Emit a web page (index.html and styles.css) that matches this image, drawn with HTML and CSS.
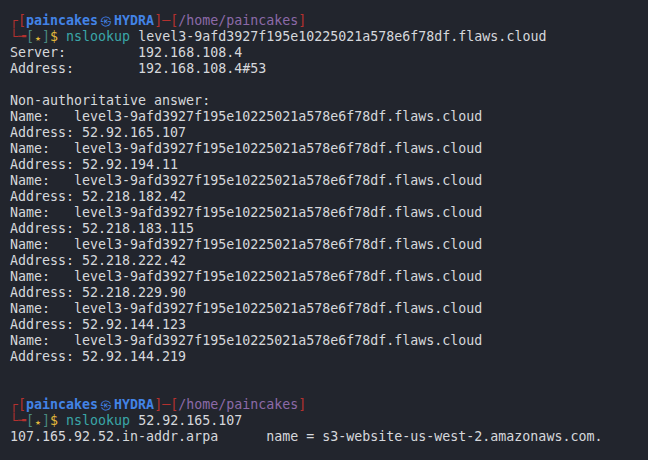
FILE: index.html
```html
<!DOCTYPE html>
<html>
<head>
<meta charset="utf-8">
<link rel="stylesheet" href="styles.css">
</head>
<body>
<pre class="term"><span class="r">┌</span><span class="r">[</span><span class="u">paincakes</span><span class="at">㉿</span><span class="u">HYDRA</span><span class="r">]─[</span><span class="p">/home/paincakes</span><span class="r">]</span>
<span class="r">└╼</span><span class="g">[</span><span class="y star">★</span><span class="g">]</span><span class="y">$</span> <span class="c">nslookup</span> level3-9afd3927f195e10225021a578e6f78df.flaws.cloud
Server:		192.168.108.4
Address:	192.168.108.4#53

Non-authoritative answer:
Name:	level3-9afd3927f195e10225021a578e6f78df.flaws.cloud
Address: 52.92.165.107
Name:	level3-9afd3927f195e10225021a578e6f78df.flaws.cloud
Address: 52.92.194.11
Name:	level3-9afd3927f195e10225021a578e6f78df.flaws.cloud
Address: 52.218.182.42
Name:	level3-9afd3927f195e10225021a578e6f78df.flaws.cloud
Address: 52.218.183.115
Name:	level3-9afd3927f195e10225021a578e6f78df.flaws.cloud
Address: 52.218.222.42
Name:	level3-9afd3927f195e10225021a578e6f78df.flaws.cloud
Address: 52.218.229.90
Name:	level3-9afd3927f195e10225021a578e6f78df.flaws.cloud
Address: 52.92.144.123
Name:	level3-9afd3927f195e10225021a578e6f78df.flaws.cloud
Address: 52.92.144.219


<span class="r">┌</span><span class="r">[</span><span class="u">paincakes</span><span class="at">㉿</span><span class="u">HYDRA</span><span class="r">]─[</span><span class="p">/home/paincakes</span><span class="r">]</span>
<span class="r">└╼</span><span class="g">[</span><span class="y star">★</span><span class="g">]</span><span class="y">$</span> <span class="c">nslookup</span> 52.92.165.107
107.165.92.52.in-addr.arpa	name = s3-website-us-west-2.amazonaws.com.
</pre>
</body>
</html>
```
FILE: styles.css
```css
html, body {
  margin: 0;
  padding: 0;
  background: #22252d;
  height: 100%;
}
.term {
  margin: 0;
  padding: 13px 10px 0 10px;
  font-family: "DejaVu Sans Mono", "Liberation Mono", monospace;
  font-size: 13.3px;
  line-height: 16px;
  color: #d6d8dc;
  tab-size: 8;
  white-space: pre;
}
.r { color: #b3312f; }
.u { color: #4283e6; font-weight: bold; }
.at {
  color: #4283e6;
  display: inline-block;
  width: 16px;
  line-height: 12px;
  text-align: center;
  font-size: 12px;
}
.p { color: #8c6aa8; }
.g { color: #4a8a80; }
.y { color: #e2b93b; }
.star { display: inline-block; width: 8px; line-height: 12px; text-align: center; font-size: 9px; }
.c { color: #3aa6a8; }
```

━━━━━━━━━━━━━━━━━━━━

* PROBLEM TO SOLVE *
Find every line above that contains the word "styles", and return each one.

* EXPECTED OUTPUT *
Emit a web page (index.html and styles.css) that matches this image, drawn with HTML and CSS.
<link rel="stylesheet" href="styles.css">
FILE: styles.css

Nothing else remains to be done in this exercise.